Parece-nos suficiente  que o médico que deixe de praticar determinado atendimento por objeção de consciência registre suas alegações e providências no prontuário do paciente, evidenciando ausência de situações como sexismo, racismo e quetais injustificáveis. Na ocorrência de contestações no âmbito da Ética ou do Direito, esta documentação deverá subsidiar o juízo de autoridade pretendido por quem se sentiu prejudicado.

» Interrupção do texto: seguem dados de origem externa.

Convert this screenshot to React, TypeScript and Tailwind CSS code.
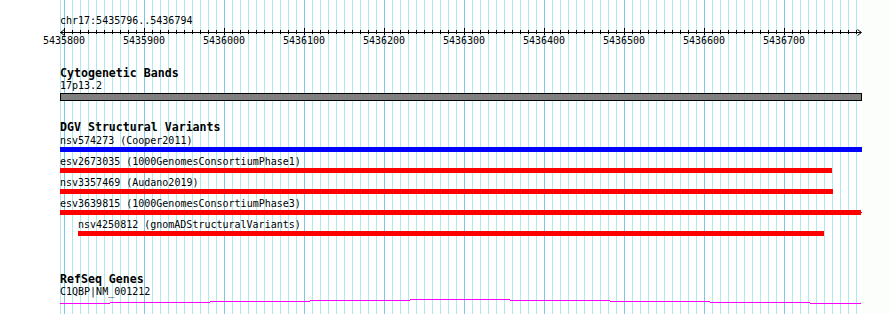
import React from 'react';

const MONO = "font-['DejaVu_Sans_Mono','Liberation_Mono',monospace]";

// ten labels on the ruler, one per 100 bp (80px)
const rulerLabels = [
  5435800, 5435900, 5436000, 5436100, 5436200, 5436300, 5436400, 5436500, 5436600, 5436700,
];

interface Variant {
  label: string;
  color: string;
  indent: number;
  width: number;
  tail?: boolean;
}

const variants: Variant[] = [
  { label: 'nsv574273 (Cooper2011)', color: 'bg-[#0000ff]', indent: 0, width: 802 },
  { label: 'esv2673035 (1000GenomesConsortiumPhase1)', color: 'bg-[#ff0000]', indent: 0, width: 772 },
  { label: 'nsv3357469 (Audano2019)', color: 'bg-[#ff0000]', indent: 0, width: 773 },
  { label: 'esv3639815 (1000GenomesConsortiumPhase3)', color: 'bg-[#ff0000]', indent: 0, width: 801, tail: true },
  { label: 'nsv4250812 (gnomADStructuralVariants)', color: 'bg-[#ff0000]', indent: 18, width: 746 },
];

// stepped intron line of the RefSeq gene: [x1, x2, y]
const geneSteps: [number, number, number][] = [
  [0, 50, 5], [50, 150, 4], [150, 250, 3], [250, 350, 2], [350, 450, 1],
  [450, 550, 2], [550, 650, 3], [650, 750, 4], [750, 801, 5],
];

const Grid: React.FC = () => {
  const lines = Array.from({ length: 100 }, (_, i) => 64 + i * 8);
  return (
    <svg className="absolute left-0 top-0" width={890} height={314}>
      <rect x={862} y={0} width={28} height={314} fill="#fbfefb" />
      <line x1={60.5} x2={60.5} y1={0} y2={314} stroke="#aee9ee" />
      {lines.map((x, i) => (
        <line
          key={x}
          x1={x + 0.5}
          x2={x + 0.5}
          y1={0}
          y2={314}
          stroke={i % 10 === 0 ? '#80c6ea' : '#aee9ee'}
        />
      ))}
    </svg>
  );
};

const Ruler: React.FC = () => {
  const ticks = Array.from({ length: 100 }, (_, i) => i * 8 + 4);
  return (
    <svg width={802} height={10} className="block">
      <line x1={0} x2={801} y1={6.5} y2={6.5} stroke="#000" />
      {ticks.map((x, i) => (
        <line
          key={x}
          x1={x + 0.5}
          x2={x + 0.5}
          y1={i % 10 === 0 ? 2 : 4}
          y2={i % 10 === 0 ? 9 : 8}
          stroke="#000"
        />
      ))}
      <polyline points="4.5,3.5 0.5,6.5 4.5,9.5" fill="none" stroke="#000" />
      <polyline points="797.5,3.5 801.5,6.5 797.5,9.5" fill="none" stroke="#000" />
    </svg>
  );
};

export default function App() {
  return (
    <div className={`relative w-[890px] h-[314px] overflow-hidden bg-white text-black ${MONO}`}>
      <Grid />

      <div className="relative flex flex-col pl-[60px] pt-[16px]">
        <div className="h-[10px] text-[10px] leading-[10px] whitespace-pre">chr17:5435796..5436794</div>

        <div className="h-[10px]">
          <Ruler />
        </div>
        <div className="flex -ml-[36px] h-[10px] text-[10px] leading-[10px]">
          {rulerLabels.map(n => (
            <div key={n} className="w-[80px] shrink-0 text-center">{n}</div>
          ))}
        </div>

        <div className="mt-[21px] h-[12px] text-[11.6px] leading-[12px] font-bold whitespace-pre">Cytogenetic Bands</div>
        <div className="mt-[2px] h-[10px] text-[10px] leading-[10px]">17p13.2</div>
        <div className="mt-[2px] h-[8px] w-[802px] border border-black bg-[#808080]" />

        <div className="mt-[20px] h-[12px] text-[11.6px] leading-[12px] font-bold whitespace-pre">DGV Structural Variants</div>
        <div className="mt-[3px] flex flex-col gap-[5px]">
          {variants.map(v => (
            <div key={v.label} className="flex flex-col" style={{ paddingLeft: v.indent }}>
              <div className="h-[10px] text-[10px] leading-[10px] whitespace-pre">{v.label}</div>
              <div className="mt-[1px] flex items-center">
                <div className={`h-[5px] ${v.color}`} style={{ width: v.width }} />
                {v.tail && <div className="h-[1px] w-[1px] bg-[#ff0000]" />}
              </div>
            </div>
          ))}
        </div>

        <div className="mt-[37px] h-[12px] text-[11.6px] leading-[12px] font-bold whitespace-pre">RefSeq Genes</div>
        <div className="mt-[2px] h-[10px] text-[10px] leading-[10px]">C1QBP|NM_001212</div>
        <svg width={802} height={7} className="block mt-[1px]">
          {geneSteps.map(([x1, x2, y]) => (
            <rect key={x1} x={x1} y={y} width={x2 - x1} height={1} fill="#ff00ff" />
          ))}
        </svg>
      </div>
    </div>
  );
}
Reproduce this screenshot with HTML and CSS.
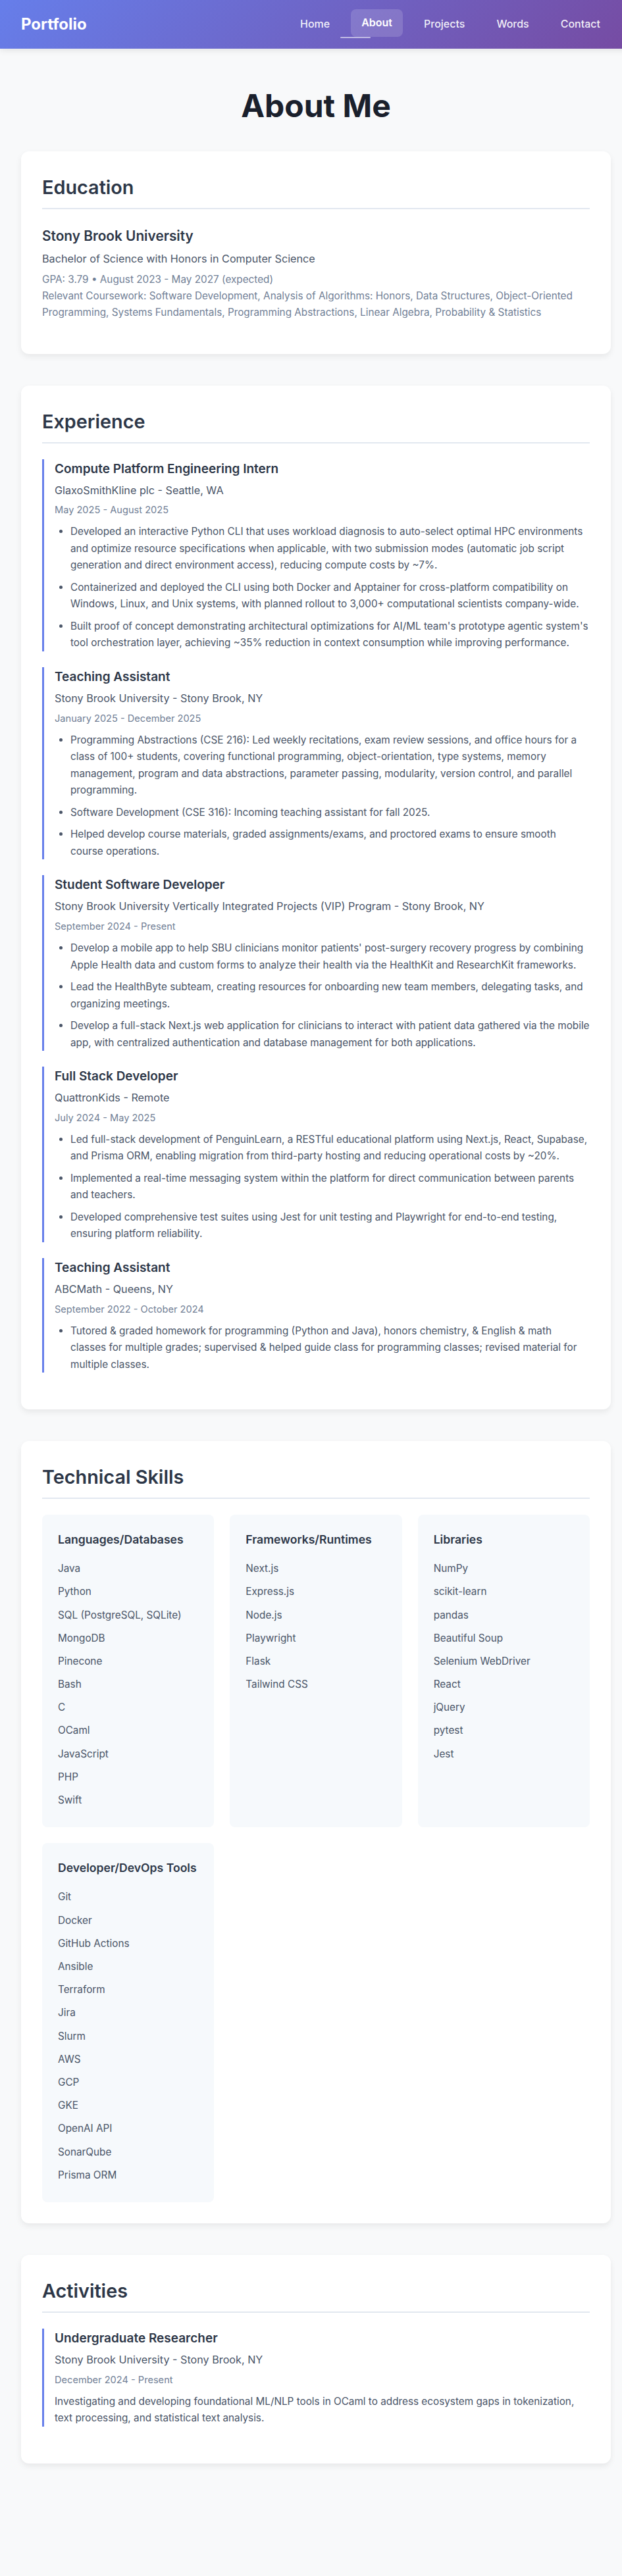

Contudo, um SOS Bioética entre nós precisa ser disparado para reflexões sobre convicções não habituais, a reboque não somente de títulos como Conscientious Objection in Healthcare: Referral and the Military Analogy, em recente número do Journal of  Medical Ethics http://jme.bmj.com/content/early/2016/09/29/medethics-2016-103777.full.pdf+html, bem como de propostas sobre compensação por serviços comunitários e sobre reciclagens reeducadoras- analogia a decisões de tribunais militares para convocados que manifestam objeção de consciência de servir como combatente de guerra sobre tarefas “fora da zona de combate”.  Destaque-se que na mesma  revista, houve a sugestão da concessão de uma licença válida por cinco anos para praticar a Medicina com possibilidade de manifestar objeção de consciência – no tema aborto, por exemplo-, conferido por um tribunal formado por representantes da Medicina, do Direito e da Bioética http://jme.bmj.com/content/early/2016/02/25/medethics-2015-102970.abstract. Algo CRM tal/OC tal!

Todos aqueles que se envolvem atualmente com a atualização do nosso Código de Ética Médica devem analisar com máxima atenção a pertinência tradicional da liberdade  para objeção de consciência nos princípios fundamentais.